Yesterday afternoon, I saw my old friend Michelle and her husband Marques and their new baby Olivia. It seems so strange to me to see these people that are married with kids. I'll see Jake this weekend as well. Will the awkwardness remain between us until I "catch up" with them? Will I remain friends with them seeing them for an hour a year on quick trips through the state, getting to hold the baby and speak about homebuying and health and school? Is our friendship in a holding pattern until I become a little more like them? Or will that make our distance even greater, when I - the one who can travel - no longer travels as much as I do? I imagine it's tough to pick up and drive eight hours if you have a six month old baby. I certainly don't blame them. I want to stick it out with them. I genuinely like them. But I manage to put distance between myself and nearly everyone I know, and I'm not really sure why. Or is it not me, but life, that manages to put these distances between friends as we make our own, more stable, healthy, and longlasting, bonds between ourselves and our progeny? That must be life. My parents have just two or three friends left from college. I do not want to let my number shrink like that. But I certainly have let it happen to high school friends, where not only do I have only two left, but I literally only talk to two people. And I haven't hit my ten year anniversary yet.
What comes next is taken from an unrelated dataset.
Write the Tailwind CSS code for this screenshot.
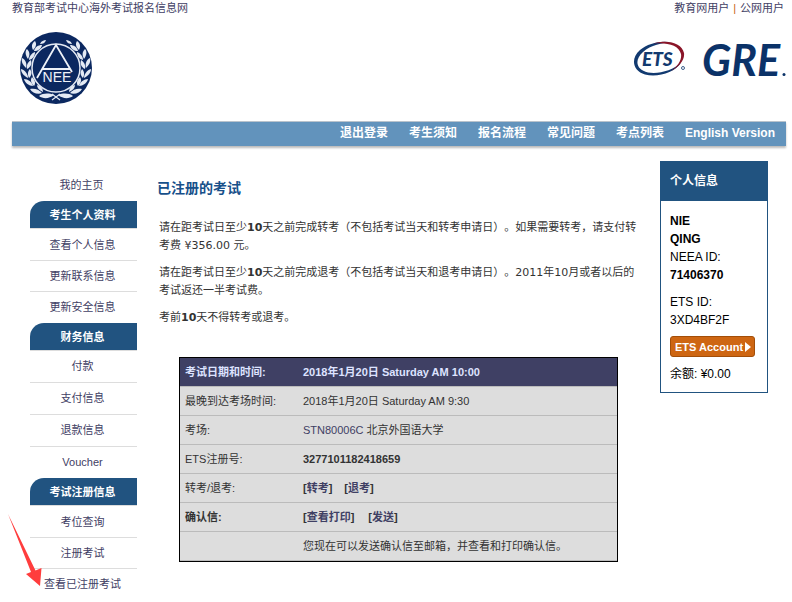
<!DOCTYPE html>
<html lang="zh-CN">
<head>
<meta charset="utf-8">
<meta name="viewport" content="width=device-width, initial-scale=1">
<title>已注册的考试</title>
<script src="https://cdn.jsdelivr.net/npm/@tailwindcss/browser@4"></script>
</head>
<body class="relative bg-white font-['Liberation_Sans','Noto_Sans_CJK_SC',sans-serif] text-[11px] leading-4 text-[#333333]">
<div class="pl-3 pr-1.5">
  <header>
    <div class="flex justify-between pr-0.5 text-[#3f4064]">
      <a href="#">教育部考试中心海外考试报名信息网</a>
      <div class="flex gap-1"><a href="#">教育网用户</a><span class="text-[#c86414]">|</span><a href="#">公网用户</a></div>
    </div>
    <div class="flex items-start justify-between pt-4 pb-[17px] pl-2">
      <svg class="size-[72px]" viewBox="0 0 72 72" role="img" aria-label="NEEA">
        <defs>
          <g id="branch" fill="#e4eaf4">
            <path d="M20 12C21 9 24 8 26 8C25 11 23 12 20 12Z"/>
            <path d="M13 18C11 14 12 11 15 9C17 12 16 15 13 18Z"/>
            <path d="M14 19C15 15 18 13 22 13C21 17 18 19 14 19Z"/>
            <path d="M8 27C5 23 5 19 7 17C10 20 10 23 8 27Z"/>
            <path d="M9 28C9 24 12 21 15 20C15 24 13 27 9 28Z"/>
            <path d="M6 36C3 33 1 30 2 26C6 28 7 32 6 36Z"/>
            <path d="M7 37C6 33 8 30 11 28C12 32 11 35 7 37Z"/>
            <path d="M8 46C4 44 1 41 1 37C5 38 8 42 8 46Z"/>
            <path d="M9 46C7 42 8 39 10 37C12 40 12 43 9 46Z"/>
            <path d="M13 54C9 54 5 51 4 47C8 47 12 50 13 54Z"/>
            <path d="M14 54C11 51 10 48 12 45C15 48 16 51 14 54Z"/>
            <path d="M22 61C18 63 12 61 10 57C14 56 19 57 22 61Z"/>
            <path d="M23 60C19 58 17 56 17 53C21 54 23 57 23 60Z"/>
            <path d="M34 63C29 67 23 67 19 64C23 61 29 61 34 63Z"/>
          </g>
        </defs>
        <circle cx="36" cy="36" r="36" fill="#0b2860"/>
        <use href="#branch"/>
        <use href="#branch" transform="translate(72 0) scale(-1 1)"/>
        <path d="M32 68L40 62M40 68L32 62" stroke="#e4eaf4" stroke-width="1.2"/>
        <circle cx="36" cy="36" r="24" fill="#0b2860" stroke="#e4eaf4" stroke-width="1.5"/>
        <path d="M17 46L36 13L52 40M22.500 37H50.500" fill="none" stroke="#eef2f8" stroke-width="1.8"/>
        <text x="37" y="50" text-anchor="middle" font-family="Liberation Sans" font-size="14" fill="#eef2f8">NEE</text>
      </svg>
      <div class="flex gap-4 pt-2">
        <svg class="h-[38px] w-[54px]" viewBox="0 0 54 38" role="img" aria-label="ETS">
          <path d="M39 2.500C29 0 15 3 7 10C-3 19 0 31 12 34.500C25 38 42 32 48 23C40 30 26 34.500 15 32.500C3 30 1 20 10 12C18 5 29 2.500 39 2.500Z" fill="#123a70"/>
          <path d="M20 3.500C35 -1 49 3 51 13C52 20 46 27 38 31C45 26 49 20 48 14C46 5 34 2 20 3.500Z" fill="#8a1528"/>
          <text x="9" y="26" font-family="Lato" font-weight="900" font-style="italic" font-size="19" fill="#123a70">ETS</text>
          <circle cx="50" cy="28" r="1.500" fill="none" stroke="#123a70" stroke-width=".8"/>
        </svg>
        <svg class="h-[40px] w-[83px]" viewBox="0 0 83 40" role="img" aria-label="GRE">
          <text x="-1" y="36" font-family="Lato" font-weight="700" font-style="italic" font-size="43" fill="#0b3268">GRE</text>
          <circle cx="81" cy="34.500" r="1.500" fill="#0b3268"/>
        </svg>
      </div>
    </div>
    <nav class="flex h-[25px] justify-end gap-[21px] border-t border-[#b9c3cc] bg-[#6293bc] pr-[11px] text-xs leading-[22px] font-bold text-white shadow-[0_2px_2px_#bbbbbb]">
      <a href="#">退出登录</a><a href="#">考生须知</a><a href="#">报名流程</a><a href="#">常见问题</a><a href="#">考点列表</a><a href="#">English Version</a>
    </nav>
  </header>

  <div class="flex items-start px-[18px] pt-[15px]">
    <aside class="w-[107px] shrink-0 pt-2 text-center text-[#3f4064]">
      <a href="#" class="block h-8 pr-1 leading-8">我的主页</a>
      <h2 class="h-7 rounded-tl-[14px] border-b border-[#dddddd] bg-[#215380] pr-0.5 leading-7 font-bold text-white">考生个人资料</h2>
      <ul class="divide-y divide-[#dddddd] py-px leading-[30px] [&>li]:pr-0.5">
        <li><a href="#">查看个人信息</a></li><li><a href="#">更新联系信息</a></li><li><a href="#">更新安全信息</a></li>
      </ul>
      <h2 class="h-7 rounded-tl-[14px] border-b border-[#dddddd] bg-[#215380] pr-0.5 leading-7 font-bold text-white">财务信息</h2>
      <ul class="divide-y divide-[#dddddd] leading-[31px] [&>li]:pr-0.5">
        <li><a href="#">付款</a></li><li><a href="#">支付信息</a></li><li><a href="#">退款信息</a></li><li><a href="#">Voucher</a></li>
      </ul>
      <h2 class="h-7 rounded-tl-[14px] border-b border-[#dddddd] bg-[#215380] pr-0.5 leading-7 font-bold text-white">考试注册信息</h2>
      <ul class="divide-y divide-[#dddddd] pt-px leading-[30px] [&>li]:pr-0.5">
        <li><a href="#">考位查询</a></li><li><a href="#">注册考试</a></li><li><a href="#">查看已注册考试</a></li>
      </ul>
    </aside>

    <main class="min-w-0 flex-1 px-5 pt-4">
      <h1 class="text-sm leading-[22px] font-bold text-[#17508a]">已注册的考试</h1>
      <div class="space-y-[9px] pt-5 pl-0.5 font-['DejaVu_Sans','Noto_Sans_CJK_SC',sans-serif] leading-[18px] [text-spacing-trim:space-all]">
        <p>请在距考试日至少<b>10</b>天之前完成转考（不包括考试当天和转考申请日）。如果需要转考，请支付转考费 ¥356.00 元。</p>
        <p>请在距考试日至少<b>10</b>天之前完成退考（不包括考试当天和退考申请日）。2011年10月或者以后的考试返还一半考试费。</p>
        <p>考前<b>10</b>天不得转考或退考。</p>
      </div>
      <div class="mx-[22px] mt-[30px] border border-black bg-[#dddddd]">
        <table class="w-full border-separate border-spacing-0 text-left [&_a]:text-[#3f4064] [&_td]:h-[29px] [&_td]:border-b [&_td]:border-[#bbbbbb] [&_td]:pl-[5px] [&_th]:h-[29px] [&_th]:border-b [&_th]:border-[#bbbbbb] [&_th]:pl-[5px]">
          <thead><tr class="bg-[#3f4064] text-[#dde3ff]"><th class="w-[118px]">考试日期和时间:</th><th>2018年1月20日 Saturday AM 10:00</th></tr></thead>
          <tbody>
            <tr><td>最晚到达考场时间:</td><td>2018年1月20日 Saturday AM 9:30</td></tr>
            <tr><td>考场:</td><td><a href="#">STN80006C</a> 北京外国语大学</td></tr>
            <tr><td>ETS注册号:</td><td class="font-bold">3277101182418659</td></tr>
            <tr><td>转考/退考:</td><td class="font-bold"><div class="flex gap-3"><span>[<a href="#">转考</a>]</span><span>[<a href="#">退考</a>]</span></div></td></tr>
            <tr><th>确认信:</th><td class="font-bold"><div class="flex gap-3.5"><span>[<a href="#">查看打印</a>]</span><span>[<a href="#">发送</a>]</span></div></td></tr>
            <tr><td></td><td>您现在可以发送确认信至邮箱，并查看和打印确认信。</td></tr>
          </tbody>
        </table>
      </div>
    </main>

    <section class="w-[108px] shrink-0 border border-[#215380] text-xs leading-[18px] text-black">
      <h2 class="h-[39px] bg-[#215380] pl-[9px] leading-[38px] font-bold text-white">个人信息</h2>
      <div class="px-[9px] pt-[11px] pb-[9px]">
        <p class="font-bold">NIE<br>QING</p>
        <p>NEEA ID:</p>
        <p class="font-bold">71406370</p>
        <p class="mt-[9px]">ETS ID:<br>3XD4BF2F</p>
        <button class="mt-[7px] mb-2 flex h-[21px] w-[85px] items-center rounded-[3px] border border-[#a34e08] bg-[#ce6612] pl-1 text-[11px] font-bold whitespace-nowrap text-white">ETS Account<svg class="ml-0.5 h-[10px] w-[6px] shrink-0" viewBox="0 0 6 10" aria-hidden="true"><path d="M0 0L6 5L0 10Z" fill="#fff"/></svg></button>
        <p>余额: ¥0.00</p>
      </div>
    </section>
  </div>
</div>
<svg class="pointer-events-none absolute top-[514px] left-2 h-[73px] w-[34px]" viewBox="0 0 34 73" aria-hidden="true"><path d="M0 0L27.500 56.500L33.500 54L32 72L18 60L23 58Z" fill="#ff3d3d"/></svg>
</body>
</html>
Some people have the instinct to settle down very young and have kids. Others have the instinct to go far away. I followed that last instinct. But I wish that I followed my other instincts more and was less of a thinker. It's weird. From an evolutionary standpoint, I guess I should follow my animalistic instincts more, but my humanist instincts of thought are much stronger for me. I wonder if it's because people aren't meant to overthink like I tend to do. Of course that's why.

This entry is becoming random thoughts. I listened to a lot of Dar Williams on the way here. I think she does it to me a bit. Her song "Iowa" could very well be titled "Michigan," even though the onomatopoeia ("Iowa" = "I awoke") wouldn't work as well.